## Data to use
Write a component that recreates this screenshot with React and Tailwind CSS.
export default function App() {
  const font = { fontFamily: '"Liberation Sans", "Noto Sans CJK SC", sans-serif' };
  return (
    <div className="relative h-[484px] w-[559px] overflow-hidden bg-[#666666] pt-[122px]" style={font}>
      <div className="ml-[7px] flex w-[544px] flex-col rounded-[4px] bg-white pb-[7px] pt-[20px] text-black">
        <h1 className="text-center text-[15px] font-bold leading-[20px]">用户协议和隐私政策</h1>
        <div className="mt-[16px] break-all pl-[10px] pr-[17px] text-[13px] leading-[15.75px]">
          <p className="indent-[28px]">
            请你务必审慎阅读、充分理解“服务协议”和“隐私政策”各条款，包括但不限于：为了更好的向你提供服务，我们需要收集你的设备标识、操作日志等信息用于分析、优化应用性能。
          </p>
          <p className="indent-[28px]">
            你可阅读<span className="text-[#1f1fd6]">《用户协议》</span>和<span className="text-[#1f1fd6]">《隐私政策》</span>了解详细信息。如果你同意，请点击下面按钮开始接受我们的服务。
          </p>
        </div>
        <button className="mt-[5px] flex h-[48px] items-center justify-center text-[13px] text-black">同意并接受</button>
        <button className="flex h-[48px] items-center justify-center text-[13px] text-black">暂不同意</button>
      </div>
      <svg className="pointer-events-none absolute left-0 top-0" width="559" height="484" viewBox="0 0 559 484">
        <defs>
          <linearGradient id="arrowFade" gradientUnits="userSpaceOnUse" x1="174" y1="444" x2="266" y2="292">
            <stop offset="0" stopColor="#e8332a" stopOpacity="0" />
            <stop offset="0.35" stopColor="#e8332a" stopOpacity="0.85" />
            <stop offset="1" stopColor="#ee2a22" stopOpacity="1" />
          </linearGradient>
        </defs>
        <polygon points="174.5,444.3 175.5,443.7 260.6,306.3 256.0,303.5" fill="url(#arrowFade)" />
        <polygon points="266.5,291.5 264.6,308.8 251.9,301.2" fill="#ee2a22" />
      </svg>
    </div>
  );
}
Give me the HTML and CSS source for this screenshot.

## Instructions to follow
Output the entries verbatim.

## Solution
Write a component that recreates this screenshot with React and Tailwind CSS.
export default function App() {
  const font = { fontFamily: '"Liberation Sans", "Noto Sans CJK SC", sans-serif' };
  return (
    <div className="relative h-[484px] w-[559px] overflow-hidden bg-[#666666] pt-[122px]" style={font}>
      <div className="ml-[7px] flex w-[544px] flex-col rounded-[4px] bg-white pb-[7px] pt-[20px] text-black">
        <h1 className="text-center text-[15px] font-bold leading-[20px]">用户协议和隐私政策</h1>
        <div className="mt-[16px] break-all pl-[10px] pr-[17px] text-[13px] leading-[15.75px]">
          <p className="indent-[28px]">
            请你务必审慎阅读、充分理解“服务协议”和“隐私政策”各条款，包括但不限于：为了更好的向你提供服务，我们需要收集你的设备标识、操作日志等信息用于分析、优化应用性能。
          </p>
          <p className="indent-[28px]">
            你可阅读<span className="text-[#1f1fd6]">《用户协议》</span>和<span className="text-[#1f1fd6]">《隐私政策》</span>了解详细信息。如果你同意，请点击下面按钮开始接受我们的服务。
          </p>
        </div>
        <button className="mt-[5px] flex h-[48px] items-center justify-center text-[13px] text-black">同意并接受</button>
        <button className="flex h-[48px] items-center justify-center text-[13px] text-black">暂不同意</button>
      </div>
      <svg className="pointer-events-none absolute left-0 top-0" width="559" height="484" viewBox="0 0 559 484">
        <defs>
          <linearGradient id="arrowFade" gradientUnits="userSpaceOnUse" x1="174" y1="444" x2="266" y2="292">
            <stop offset="0" stopColor="#e8332a" stopOpacity="0" />
            <stop offset="0.35" stopColor="#e8332a" stopOpacity="0.85" />
            <stop offset="1" stopColor="#ee2a22" stopOpacity="1" />
          </linearGradient>
        </defs>
        <polygon points="174.5,444.3 175.5,443.7 260.6,306.3 256.0,303.5" fill="url(#arrowFade)" />
        <polygon points="266.5,291.5 264.6,308.8 251.9,301.2" fill="#ee2a22" />
      </svg>
    </div>
  );
}
Give me the HTML and CSS source for this screenshot.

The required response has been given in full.